ALFI is of the view that – depending on the focus, investment strategy and concrete assets held by an ELTIF - various other risks may be relevant for a specific ELTIF. It is in our view impossible to define and predict ex ante all risks that may be (or become) relevant for all ELTIFs over time. From the legislative process of the ELTIF Regulation and the various draft versions of the Regulation it appears to us that this had actually been recognised by the European legislators. Indeed, unlike certain of the previous drafts, the final wording of the Regulation allows the hedging of all (undefined and hence, unlimited) types of risks inherent to the investments of an ELTIF.

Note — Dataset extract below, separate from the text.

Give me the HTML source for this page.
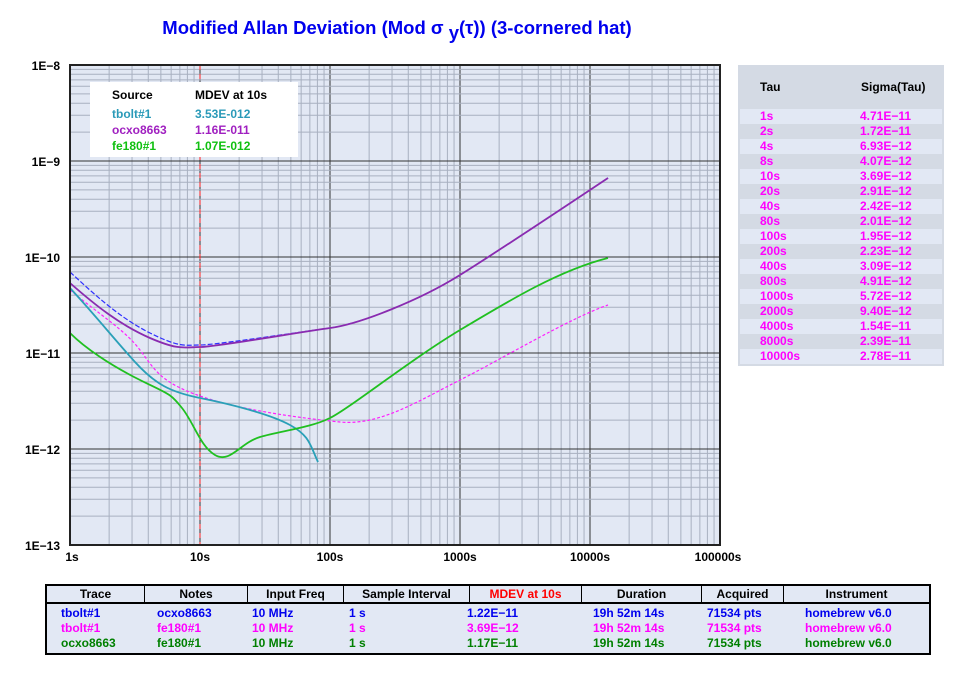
<!DOCTYPE html>
<html><head><meta charset="utf-8"><style>
body{margin:0;width:974px;height:690px;background:#fff;font-family:"Liberation Sans",sans-serif;overflow:hidden;position:relative}
.t{position:absolute;font-weight:bold;font-size:12px}
table{border-collapse:collapse}
</style></head><body>
<div class="t" style="left:0;width:794px;text-align:center;top:17px;font-size:18.5px;color:#0000ee">Modified Allan Deviation (Mod σ <span style="position:relative;top:5px">y</span>(τ)) (3-cornered hat)</div>
<svg width="974" height="690" style="position:absolute;left:0;top:0">
<rect x="70" y="65" width="650" height="480" fill="#e2e8f4"/>
<g id="grid"></g>
<line x1="200" y1="65" x2="200" y2="545" stroke="#ff2020" stroke-dasharray="5,4"/>
<rect x="90" y="82" width="208" height="75" fill="#fff"/>
<g fill="none" stroke-linejoin="round">
<path stroke="#3030ff" stroke-width="1.2" stroke-dasharray="5,2" d="M70,272 C95,295 120,318 150,333 S185,345 200,345 S300,332 330,328 S420,300 460,275 S560,210 608,178"/>
<path stroke="#ff20ff" stroke-width="1.2" stroke-dasharray="3,2" d="M70,290 C100,315 125,330 140,350 S160,382 200,396 S300,418 340,422 S420,400 460,380 S570,318 608,305"/>
<path stroke="#8a2bb0" stroke-width="1.8" d="M70,283 C95,305 120,325 150,338 S185,347 200,347 S300,332 330,328 S420,300 460,275 S560,210 608,178"/>
<path stroke="#2aa0b8" stroke-width="1.8" d="M70,288 C95,315 115,340 135,362 S170,392 200,398 S270,414 290,425 S310,445 318,462"/>
<path stroke="#20c020" stroke-width="1.8" d="M70,333 C85,348 110,365 140,380 S170,393 182,408 S200,446 215,455 S240,443 260,437 S310,428 330,418 S410,360 460,330 S560,270 608,258"/>
</g>
<rect x="70" y="65" width="650" height="480" fill="none" stroke="#222" stroke-width="2"/>
<g font-family="Liberation Sans" font-weight="bold" font-size="12">
<text x="112" y="99">Source</text><text x="195" y="99">MDEV at 10s</text>
<text x="112" y="118" fill="#2a9ab8">tbolt#1</text><text x="195" y="118" fill="#2a9ab8">3.53E-012</text>
<text x="112" y="134" fill="#a020c0">ocxo8663</text><text x="195" y="134" fill="#a020c0">1.16E-011</text>
<text x="112" y="150" fill="#10c010">fe180#1</text><text x="195" y="150" fill="#10c010">1.07E-012</text>
<g text-anchor="end"><text x="60" y="70">1E−8</text><text x="60" y="166">1E−9</text><text x="60" y="262">1E−10</text><text x="60" y="358">1E−11</text><text x="60" y="454">1E−12</text><text x="60" y="550">1E−13</text></g>
<g text-anchor="middle"><text x="72" y="561">1s</text><text x="200" y="561">10s</text><text x="330" y="561">100s</text><text x="460" y="561">1000s</text><text x="590" y="561">10000s</text><text x="718" y="561">100000s</text></g>
</g>
</svg>
<script>
var g=document.getElementById('grid'),s='';
for(var d=0;d<5;d++)for(var k=1;k<10;k++){var x=70+130*d+130*Math.log10(k);s+='<line x1="'+x+'" y1="65" x2="'+x+'" y2="545" stroke="'+(k==1?'#333':'#a8b0c0')+'"/>';}
for(var d=0;d<5;d++)for(var k=1;k<10;k++){var y=545-96*d-96*Math.log10(k);s+='<line x1="70" y1="'+y+'" x2="720" y2="'+y+'" stroke="'+(k==1?'#333':'#a8b0c0')+'"/>';}
g.innerHTML=s;
</script>
<div style="position:absolute;left:738px;top:65px;width:206px;height:301px;background:#d4dae4">
<div class="t" style="left:22px;top:15px;color:#000">Tau</div>
<div class="t" style="left:123px;top:15px;color:#000">Sigma(Tau)</div>
<div id="rt" style="position:absolute;left:2px;top:44px;width:202px"></div>
</div>
<script>
var r=[["1s","4.71E−11"],["2s","1.72E−11"],["4s","6.93E−12"],["8s","4.07E−12"],["10s","3.69E−12"],["20s","2.91E−12"],["40s","2.42E−12"],["80s","2.01E−12"],["100s","1.95E−12"],["200s","2.23E−12"],["400s","3.09E−12"],["800s","4.91E−12"],["1000s","5.72E−12"],["2000s","9.40E−12"],["4000s","1.54E−11"],["8000s","2.39E−11"],["10000s","2.78E−11"]],h='';
for(var i=0;i<r.length;i++)h+='<div style="position:relative;height:15px;background:'+(i%2?'#d4dae4':'#e2e8f4')+';color:#ff00ff;font-weight:bold;font-size:12px;line-height:15px"><span style="position:absolute;left:20px">'+r[i][0]+'</span><span style="position:absolute;left:120px">'+r[i][1]+'</span></div>';
document.getElementById('rt').innerHTML=h;
</script>
<table style="position:absolute;left:45px;top:584px;width:886px;height:71px;border:2px solid #000;background:#e2e8f4;font-weight:bold;font-size:12px">
<tr style="height:17px;text-align:center;border-bottom:2px solid #000">
<td style="width:95px;border-right:1px solid #000">Trace</td><td style="width:100px;border-right:1px solid #000">Notes</td><td style="width:93px;border-right:1px solid #000">Input Freq</td><td style="width:123px;border-right:1px solid #000">Sample Interval</td><td style="width:109px;border-right:1px solid #000;color:#ff0000">MDEV at 10s</td><td style="width:117px;border-right:1px solid #000">Duration</td><td style="width:79px;border-right:1px solid #000">Acquired</td><td>Instrument</td></tr>
<tr><td colspan="8" style="padding:2px 0;line-height:15px;vertical-align:top">
<div id="bt"></div></td></tr>
</table>
<script>
var rows=[["#0000ee","tbolt#1","ocxo8663","1.22E−11"],["#ff00ff","tbolt#1","fe180#1","3.69E−12"],["#008000","ocxo8663","fe180#1","1.17E−11"]],xs=[14,110,205,302,420,546,660,758],b='';
rows.forEach(function(q){var v=[q[1],q[2],"10 MHz","1 s",q[3],"19h 52m 14s","71534 pts","homebrew v6.0"];b+='<div style="position:relative;height:15px;color:'+q[0]+'">';v.forEach(function(t,i){b+='<span style="position:absolute;left:'+xs[i]+'px">'+t+'</span>'});b+='</div>';});
document.getElementById('bt').innerHTML=b;
</script>
</body></html>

ALFI agrees with ESMA’s proposal that the life-cycle of the ELTIF should be determined with reference to the life-cycle of the assets in which the ELTIF intends to invest, it comes with some constraints and may need some nuances. For instance, certain eligible assets (such as SME equities) may not have a defined maturity. In such events, ALFI suggests that the end of life be determined in view of the anticipated (regular or irregular) exit possibilities for such assets. In the event that an ELTIF manager would wish to select certain eligible investments that would mismatch in their life-cycles with the ELTIF end of life initially set, or if the life-cycles of the assets held by an ELTIF change in the course of its life, adjustments to the end of life of the ELTIF should be possible in a sufficiently flexible manner. In particular, a reduction or extension of the end of life should not be subject to high administrative or regulatory hurdles that would, de facto, make any adjustment impossible.